Fill in the correct path for output directory:

# The directory where output figures are stored
OUTPUT_DIR = Path(' ... /tscfat/Results') # <- replace with correct path!

Fill in the correct path for data loading:

# Path or Url to the data file to be imported
CSV_PATH = Path(' ... /tscfat/Data/one_subject_data.csv')

By the default, the example data will be loaded from the GitHub repository:

# Path or Url to the data file to be imported
CSV_PATH = "https://raw.githubusercontent.com/ArgonSilicon/tscfat/master/Data/Battery_test_data.csv"

If you have cloned the repository, you may run the example file from the tscfat root folder:

python ./Examples/example_one_subject.py

The script will run analysis on each of the dataset columns, saving the resulting figures in dedicated folders.

You can use your own data, by changing the input data path (CVS_PATH).
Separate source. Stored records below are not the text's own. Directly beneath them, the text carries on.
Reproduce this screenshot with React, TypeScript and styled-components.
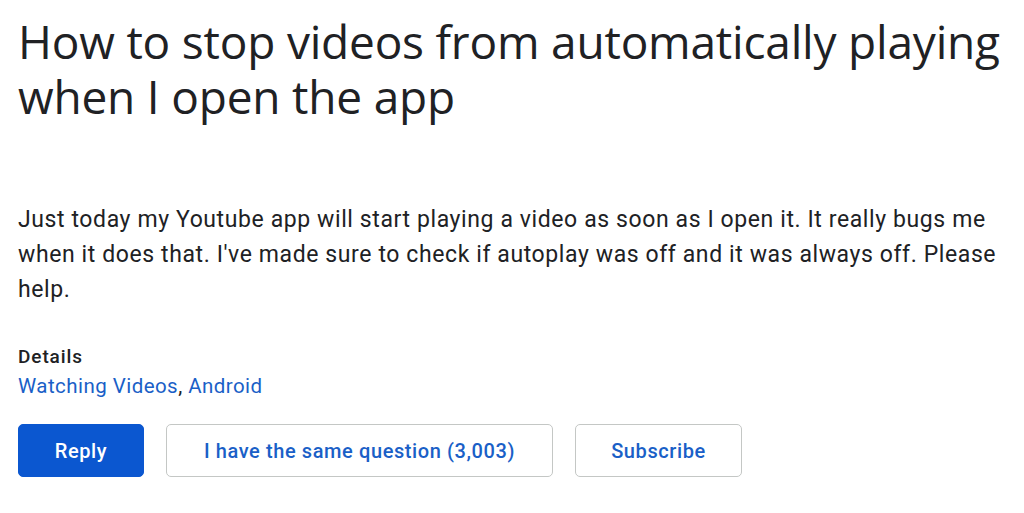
import React from "react";
import styled, { createGlobalStyle } from "styled-components";

const Global = createGlobalStyle`
  html, body { margin: 0; padding: 0; background: #fff; }
  body { font-family: Roboto, "Noto Sans", Arial, sans-serif; color: #202124; }
`;

const Page = styled.main`
  padding: 14px 18px 0 18px;
  width: 1024px;
  box-sizing: border-box;
`;

const Title = styled.h1`
  margin: 0;
  font-family: "Open Sans", Roboto, sans-serif;
  font-weight: 400;
  font-size: 46px;
  line-height: 55px;
  letter-spacing: -0.2px;
  color: #202124;
`;

const Body = styled.p`
  margin: 78px 0 0 0;
  font-size: 23px;
  letter-spacing: 0.6px;
  line-height: 35px;
  color: #202124;
  max-width: 985px;
`;

const DetailsLabel = styled.div`
  margin-top: 36px;
  font-size: 19px;
  letter-spacing: 0.9px;
  line-height: 28px;
  font-weight: 500;
  color: #202124;
`;

const Links = styled.div`
  font-size: 20.5px;
  letter-spacing: 0.45px;
  line-height: 30px;
  color: #202124;
`;

const Link = styled.a`
  color: #1a5fc7;
  text-decoration: none;
`;

const Actions = styled.div`
  display: flex;
  gap: 22px;
  margin-top: 23px;
`;

const Button = styled.button<{ $primary?: boolean; $w: number }>`
  box-sizing: border-box;
  width: ${(p) => p.$w}px;
  height: 53px;
  border-radius: 5px;
  font-family: Roboto, sans-serif;
  font-size: 20px;
  letter-spacing: 0.6px;
  font-weight: 500;
  cursor: pointer;
  border: 1.5px solid ${(p) => (p.$primary ? "#0b57d0" : "#c4c7c5")};
  background: ${(p) => (p.$primary ? "#0b57d0" : "#fff")};
  color: ${(p) => (p.$primary ? "#fff" : "#1a5fc7")};
`;

export default function App() {
  return (
    <>
      <Global />
      <Page>
        <Title>How to stop videos from automatically playing when I open the app</Title>
        <Body>
          Just today my Youtube app will start playing a video as soon as I open it. It really bugs me
          when it does that. I've made sure to check if autoplay was off and it was always off. Please
          help.
        </Body>
        <DetailsLabel>Details</DetailsLabel>
        <Links>
          <Link href="#">Watching Videos</Link>, <Link href="#">Android</Link>
        </Links>
        <Actions>
          <Button $primary $w={126}>Reply</Button>
          <Button $w={387}>I have the same question (3,003)</Button>
          <Button $w={167}>Subscribe</Button>
        </Actions>
      </Page>
    </>
  );
}
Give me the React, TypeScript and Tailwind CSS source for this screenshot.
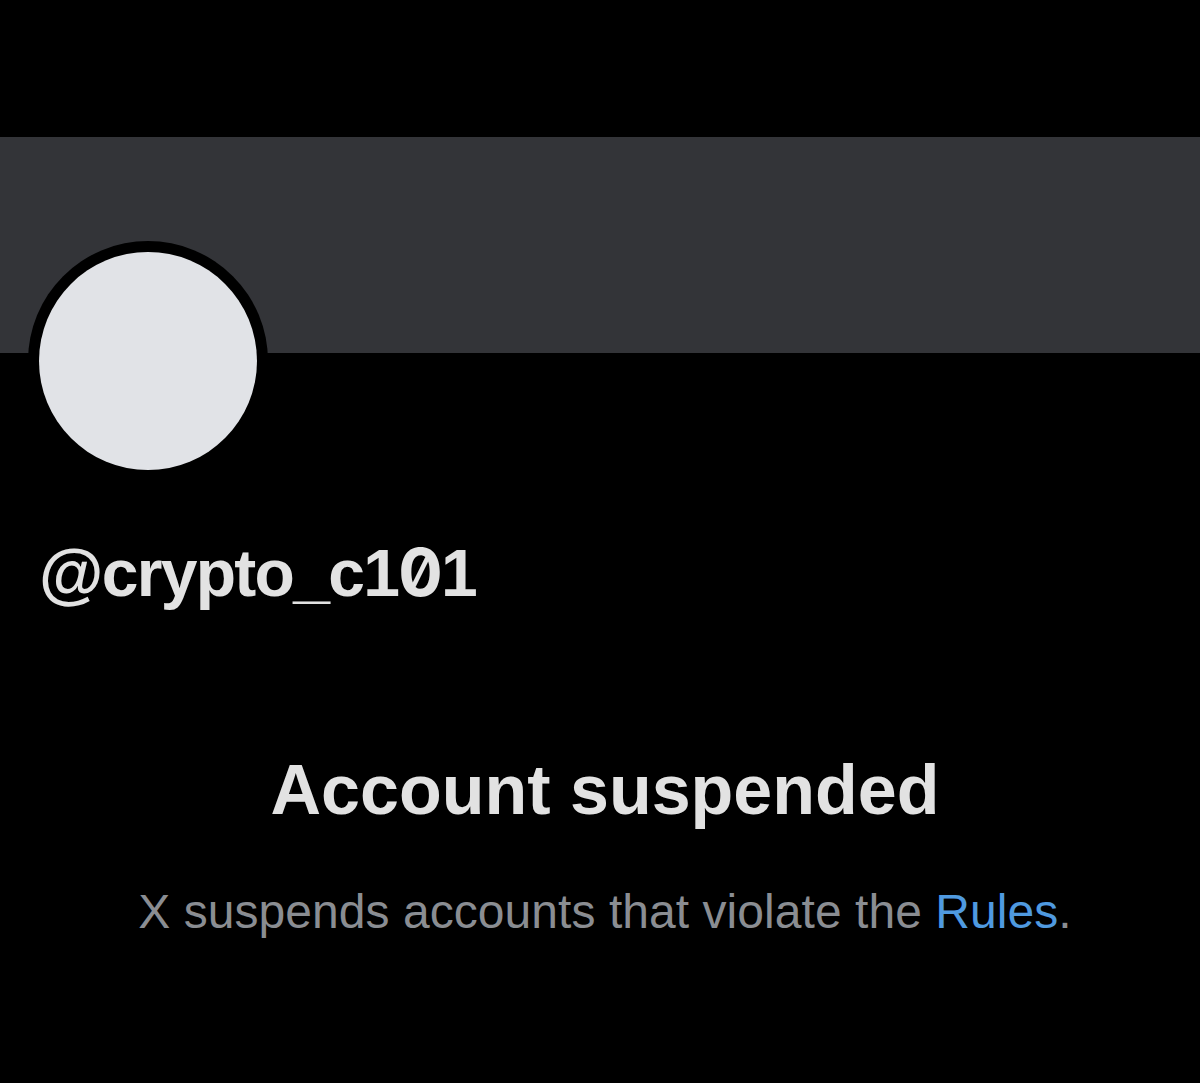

The input data is expected to be in a CSV file, using the following format:

Time	Y_1	Y_2	X_1	X_2	…	X_n
1472677200	3	5	56	0.1	…	0.56
1472763600	4	3	47	0.1	…	0.41
:	:	:	:	:	:	:
1478037600	4	2	99	0.2	…	0.71

The Time column contains timestamps in Unix time format. The timestamps should be uniformly distributed.
Rest of the columns contain observations, which should be in numerical format. Each column represents one variable, rows correspond to the sampling timepoint. Make sure to impute any missing datapoints before running the analysis.

Each analysis function can also be used independently. For more examples and usage, please refer to the HowTo section.

Clustering example¶

tscfat/Examples folder contain a file config_clustering.py. To run the clustering example, config_clustering.py and example_clustering.py should be kept in the same folder.

Open the config_clustering.py in a text editor and replace the following paths.

If you have the data stored locally, fill in the correct path for data loading:

# DATA LOADING:
# Path to the data file to be imported
CSV_PATH = Path(' ... /tscfat/Data/Battery_test_data.csv')

By the default, the example data will be loaded from the GitHub repository:

# DATA LOADING:
# Path to the data file to be imported
CSV_PATH = "https://raw.githubusercontent.com/ArgonSilicon/tscfat/master/Data/Battery_test_data.csv"

Fill in the correct path for the output directory:

# TIMESERIES CLUSTERING
# Output folder for similarity plot
CLUSTERING_OUT = Path(' ... /tscfat/Results/Clustering')

If you have cloned the repository, you may run the example file from the tscfat root folder:

python ./Examples/example_clustering.py

The script will run clustering analysis on dataset, saving the resulting figures in dedicated folders.